The beauty of it for me is that I don’t need other people to understand because.. I know my why and can live making confident decisions because I am so clear on my why. Spoiler: when I look back on phases of life that felt uncomfortable, it was normally because I was pushing my why to the side to make others comfortable.
After lots of contemplation, meditation and conversations my soul led me here, spending my time on Isla Holbox in Mexico. So many of you have asked me why, and it’s been hard to feel like I have time to communicate it accurately. In hopes that how I answer this question will give you more insight into the power of first rooting in your why’s. And, just how helpful it is to explore the depths of roots… ???
So, why did I move to Holbox?
Get Bored
I believe part of the way modern evil tries to keep me down is by making me think I should be doing something, always. What I also learned is that when I start to experience uncomfortable feelings I don’t want, I make myself busy. And there’s not necessarily anything wrong with that to be a tool every once in a while, but only when also combined with holding space to experience those uncomfortable feelings. I have come a long way in unlearning coping mechanisms which no longer serve me and I wanted to see what else might come up when I really push myself to have free time. Who would I be when I didn’t have 3 - 4 jobs to do all in one day? What would I feel if there wasn’t another gym to drop in to? How would I choose to spend my time if I couldn’t drive to the mountains on a whim for a new hike? I’m only 3 months into this exploration, but I have been enjoying getting to know who I am when life is about being. I live an incredibly privileged life on this island, my work is remote and covers all living expenses here which allow me to be bored here. I am very aware that is not everyone’s lived experience on this island. My hope is that everyone will find a way at some point in their life to get bored if it feels like it would serve them as well.
Shed Anger
Like many people with the privilege of aging, I’ve become more aware of certain aspects of how I was raised that I want to unlearn. In my childhood home - yelling, grabbing, slamming doors and rage were how people handled difficult moments of daily life. I didn’t realize there were people who hadn’t experienced anger on a daily basis until I was much older and talking with a friend about her childhood that it really hit me. I have come so far and taught myself so many better ways to handle what life throws me, through meditation and leaning into patience. Here on the island I very rarely experience people reacting in anger. Even in the smallest moments, people choose peace and patience over anger with a deep awareness that anger doesn’t need to stick around.
That being said, there are moments when anger is necessary to experience. Fuck trump. Fuck ICE. Free Palestine.
Decolonize + Decapitalize Further
A gift I received growing up in Washington DC was that I was surrounded by so many different types of people from all around the world and with different belief systems.

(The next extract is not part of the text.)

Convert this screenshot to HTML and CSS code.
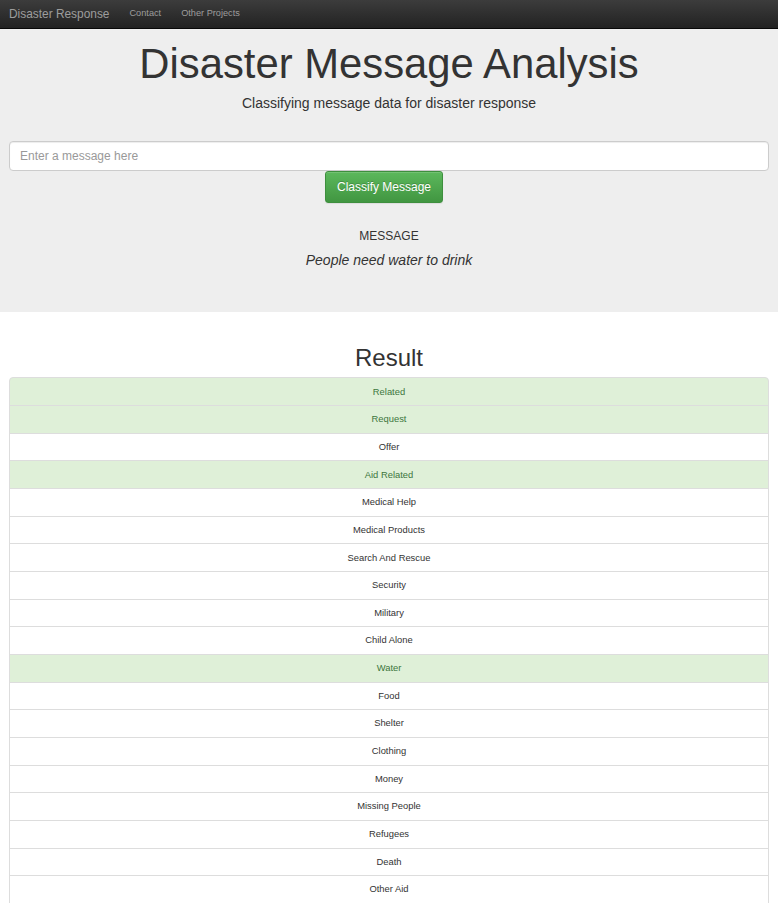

I always chose resistance against white supremacy and am grateful I was born in somewhat of a “blue bubble” - not without it’s problems, but in my opinion, better than the alternative. Over the years, I’ve educated myself more and more on the realities of the evil, racist systems which so-called america was built upon. And, I am aware that there are many ways the colonizer and capitalistic brainwashing would sneak into my mind. I took a course by Charlotte James called Psychedelic Liberation Training and in our first session she had a slide which shared the characteristics of white supremacy culture. While I was aware of many, there were several on the slide that were still holding on to me like: right to comfort, I’m the only one, scarcity mindset.
Learn Spanish
I have always said I wanted to learn Spanish, but was never consistent enough to really grasp it. I knew the basic basics, but the desire was growing louder and louder. At this point in my life, it felt like the best way to do it would be to spend a quality amount of time in a Spanish speaking country and commit to learning the language.
Eat Ceviche
I have a complex relationship with food. And I’m not going to go deep down that path here, but for me to heal my relationship with food I wanted to be somewhere where I could have easy, affordable access to locally sourced foods free of scary chemicals. While there are certainly options on the island that don’t fit that intention, I have been able to easily reach for food that energizes and inspires. I feel the shifts occurring in my relationship with food, and am even cooking more - especially with friends. I hope I always feel best when eating locally sourced foods. There’s almost nothing that will ever taste better to me than eating freshly caught and made ceviche on the beaches here. Every time, it is a sacred experience. This is new for me to experience with food, and feels like an amazing gift to receive.
Nature Time
In my life in the states I probably got more nature time than most - but it still wasn’t enough for me. I want nature to be completely interwoven in every aspect of my life. I enjoy being constantly aware that Mother Nature is in charge, and being humbled by how reliant I am upon her. This was one of my favorite realizations while living in my van. I was hyper aware of how much water I used and weather patterns ruled my life in a way that gets easily lost when living in many different modern american homes. I loved it. And while I continued to find ways to entwine with Mother Nature, I still felt myself wanting more access to her elements. Living here on and island with sand roads, the only concrete you’ll find is a few random sidewalks for people to walk on when the roads are flooded from the rain. We lose power and service frequently - not often for long, but frequently removing all access to technology for microdoses of reminders of a life before technology.
I have many blogs drafted and am committed to releasing one/week. No excuses. Even if they feel incomplete, they are going out to the world as a practice of raw vulnerability for me.
*to me success equals happiness, so when I say they had the most success at the gym, they are the people who were showing up in a way that was fulfilling to them (not necessarily every day) and were living their best life outside the gym too!